After his years of studies and working in computer labs he decided to found his own company, Juniper Networks. So, in 1996, along with Dennis Ferguson and Bjorn Liencres, he established the company in California.

Early Story

Pradeep got the idea of founding his company while he was on a vacation in 1995. He wanted to switch the conventional circuit switching to packet switching. Pradeep, after his years of experience, thought that it would be better for transferring data. This is because after one fixed data packet is transmitted through a channel it will then be fully available for another one. Well, he might have got the idea from energy packets in quantum physics.

Success and Growth

Pradeep started the company with a seed funding of $2million. But, within the first year of its operation, the company raised another $12 million. In 1997, the company received $8 million in venture funding. This year the company received an additional $40 million in a funding round which witnessed the presence of companies like Nortel, 3Com, etc. Other investors of Juniper include Qwest and AT&T.

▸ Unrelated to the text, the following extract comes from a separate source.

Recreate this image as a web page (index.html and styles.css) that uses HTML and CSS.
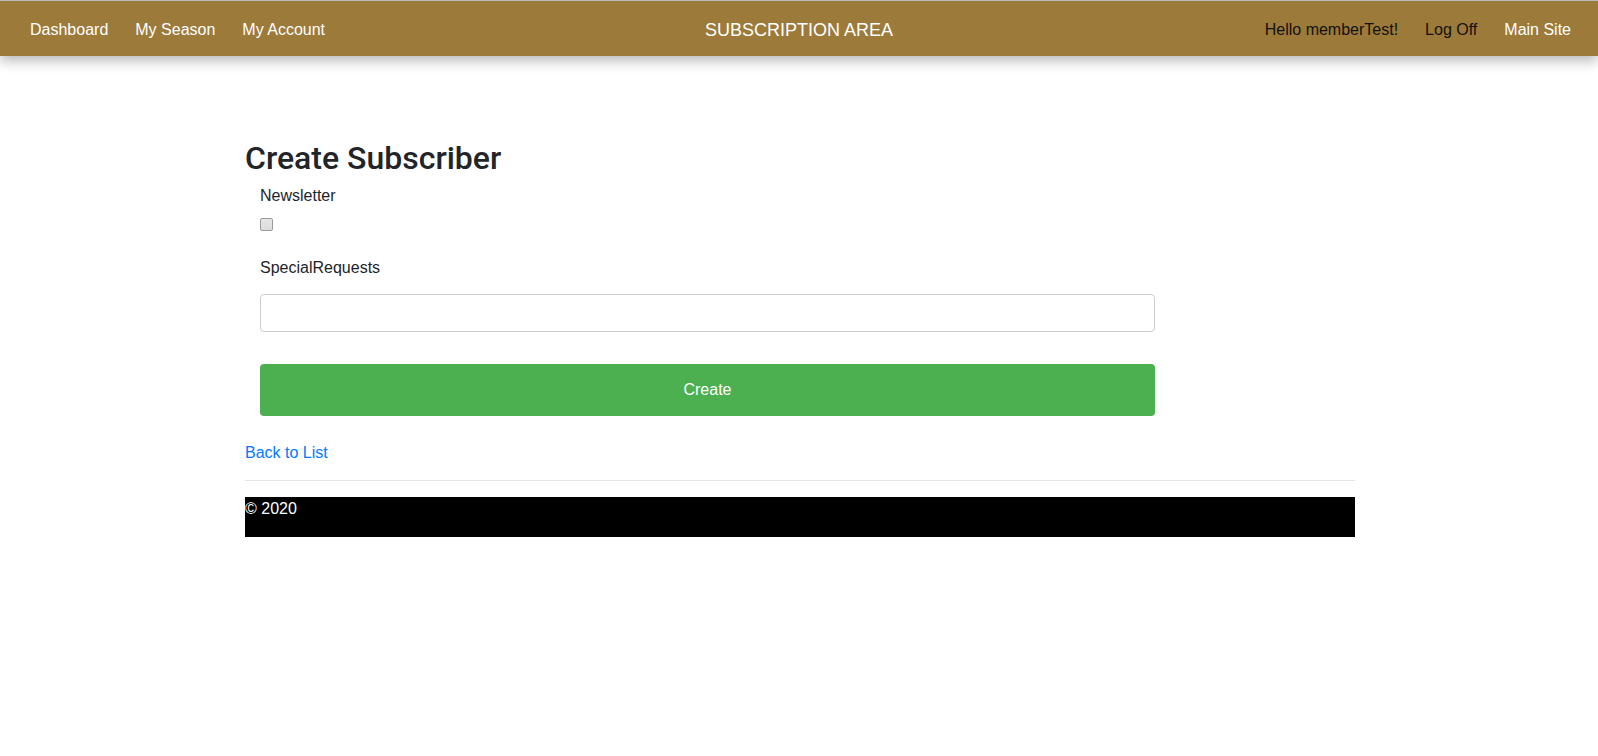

Within four years, the company’s annual revenue summed up to $3.8 million. M40 router was the only product of the company and only one product was sold to more than fifty telecommunication companies. The company also came into a joint partnership with Alcatel and Ericsson to expand itself in foreign markets.

The company gradually expanded in Asian countries like Japan, India, etc. This helped Juniper increase its market share from 6% in 1998 to more than 20% in 2000. Juniper filed its first IPO in April 1999 and by July 1999 its valuation became $7 billion. The growth of the company was jaw-dropping and it became the “latest darling of the Wall Street”.

The company’s sell decreased during the time of dot-com bust but again after 2004, it was back on track. In 2005, the company’s annual revenue surpassed $2 billion.

The Indian Market

Juniper has its development sites in Boston, Silicon Valley, Canada, and India. Among all these centers, Pradeep says the best R&D is carried out in India. India is a very crucial market for Juniper Networks but the most important scope for development as well. According to Pradeep Sindhu, the development site was founded in India to solve the level of complexity that cannot be done in the U.S.

When a company is handling a networking issue, it has different layers of complexity. And, the engineers in India can solve every layer from scratch. Pradeep also said that he loves hiring fresh talents from the Indian schools who are brimming with talent and enthusiasm. In 2018, the total employees of Juniper were 9,000 among which 2,600 belonged to Indian offices.

He is truly proud of the Indian market from both the aspect of market growth and solving critical missions. Pradeep wants to keep investing in the Indian market for the betterment of the company.